The story begins when a pack of Allied soldiers ambush a German officer’s car bounding along the road in Italy. As the men examine the dead officer now slumped in the seat, they notice how thoroughly he resembles one of their own, Bastien Ley. Daringly, Bastien assumes the dead man’s identity and reports for work at the Gestapo headquarters in Rome.

His Allied superiors saddle him with Gracie Begni, an American of Italian descent and a crack radio operator. They must play like they’re a couple while Bastien gathers Gestapo information and Gracie transmits it.

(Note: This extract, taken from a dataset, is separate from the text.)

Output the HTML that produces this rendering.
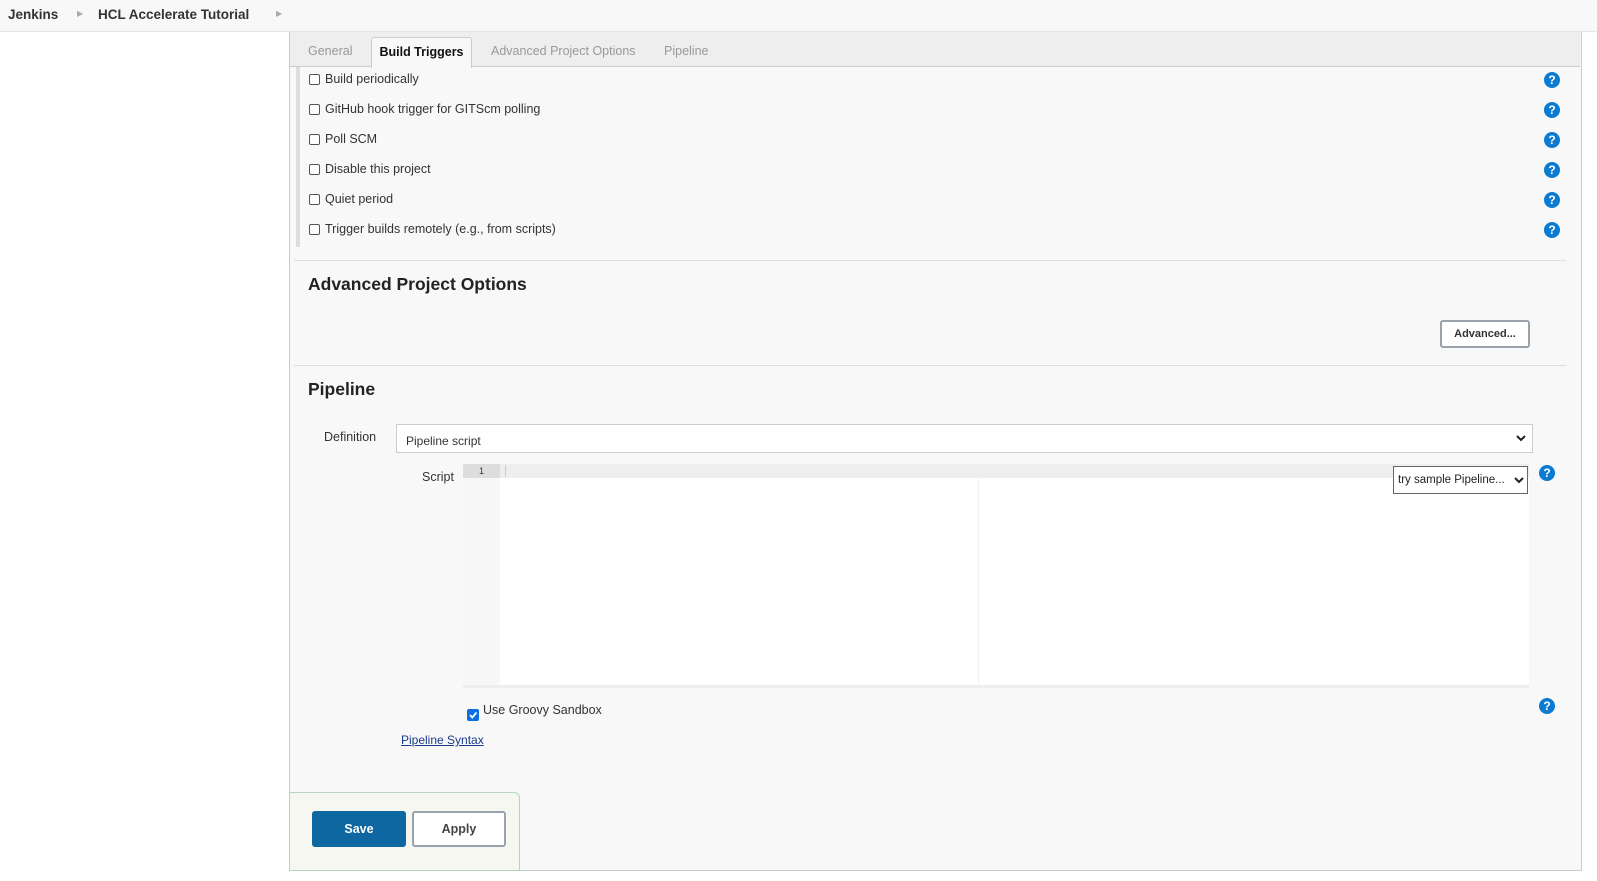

One look at Gracie and Bastien makes it clear that she’s a bother, he doesn’t want her along and, furthermore, has she any idea what will happen to her if she can’t pull off this mission?

Gracie puts her hand on her hip, assuring him she cannot be dissuaded, picks up her suitcases and catches the train to Rome.

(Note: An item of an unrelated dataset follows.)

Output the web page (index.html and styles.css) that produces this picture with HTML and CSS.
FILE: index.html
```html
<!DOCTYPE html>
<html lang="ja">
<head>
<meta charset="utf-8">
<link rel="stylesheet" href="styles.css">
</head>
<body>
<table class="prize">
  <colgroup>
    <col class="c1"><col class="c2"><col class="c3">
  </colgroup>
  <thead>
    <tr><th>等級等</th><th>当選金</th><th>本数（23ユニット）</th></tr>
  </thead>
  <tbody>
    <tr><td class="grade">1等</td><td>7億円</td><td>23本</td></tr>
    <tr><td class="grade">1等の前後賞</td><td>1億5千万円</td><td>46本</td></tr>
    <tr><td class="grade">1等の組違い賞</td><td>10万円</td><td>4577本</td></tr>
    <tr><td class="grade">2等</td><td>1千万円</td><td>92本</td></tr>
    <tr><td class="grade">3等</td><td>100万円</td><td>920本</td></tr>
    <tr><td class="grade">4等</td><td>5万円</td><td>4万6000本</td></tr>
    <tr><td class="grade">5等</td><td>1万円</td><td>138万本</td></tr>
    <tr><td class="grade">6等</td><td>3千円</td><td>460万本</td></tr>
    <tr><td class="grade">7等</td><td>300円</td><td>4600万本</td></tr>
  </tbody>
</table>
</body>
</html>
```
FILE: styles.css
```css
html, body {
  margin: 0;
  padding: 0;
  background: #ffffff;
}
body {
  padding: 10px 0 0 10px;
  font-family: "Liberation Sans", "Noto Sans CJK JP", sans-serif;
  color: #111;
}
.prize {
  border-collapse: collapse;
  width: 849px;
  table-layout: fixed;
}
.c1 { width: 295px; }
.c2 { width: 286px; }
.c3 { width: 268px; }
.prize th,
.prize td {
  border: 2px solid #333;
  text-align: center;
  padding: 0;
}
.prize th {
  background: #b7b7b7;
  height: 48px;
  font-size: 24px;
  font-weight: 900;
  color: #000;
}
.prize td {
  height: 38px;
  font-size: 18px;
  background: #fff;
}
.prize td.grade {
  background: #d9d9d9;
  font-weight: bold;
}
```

And off we go, into a world where Bastien has to Heil a Hitler he hates and Gracie has to stand in long lines for food and water, along with the citizens of Rome.

All while they act like they’re in love.

The key word is ACT.

Didn’t we discuss seismic kisses last week?

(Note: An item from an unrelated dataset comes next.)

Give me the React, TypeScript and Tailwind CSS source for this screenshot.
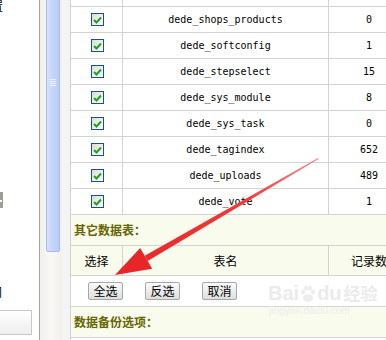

Well, this week, the kisses are at least good enough to make one set of lips wonder if the other set of lips might just have stopped pretending.

Oh, how Sowards tests that act. She gets them spending the night in the same hotel room — chastely, for Gracie’s a good Mormon girl and Bastien knows it. She inflicts bloody injury, triggering things like sympathy and the impulse to rescue/flutter with concern.

All this act made me think of Rex Morgan, M.D. (Is that comic still around? One of my sisters said of old Rex, “He doesn’t have an emotional bone in his body.”) Anyway, the act and all the attempts to trip it up worked on me about as well setting a Pot Belly sandwich in front of me. I could take or leave the old dry-breaded thing. (A Firehouse Sub though . . . )

My hat is off, however, to Sowards’ for her substantial research. Read her book and it will fill your head with fascinating things to talk about at your next dinner party.

And if Rules in Rome ever turns into a movie, the actress who snags the part of Gracie will have the time of her life shooting pistols, riding motorcycles through Rome (Rome!!) and meeting secret contacts in secret places to exchange secret code words.

The Rules in Rome won the Whitney Award, one of the plum prizes in Mormon letters. If you like it, Sowards has enough published books to supply a good two-month reading binge, depending on how fast you can turn the pages.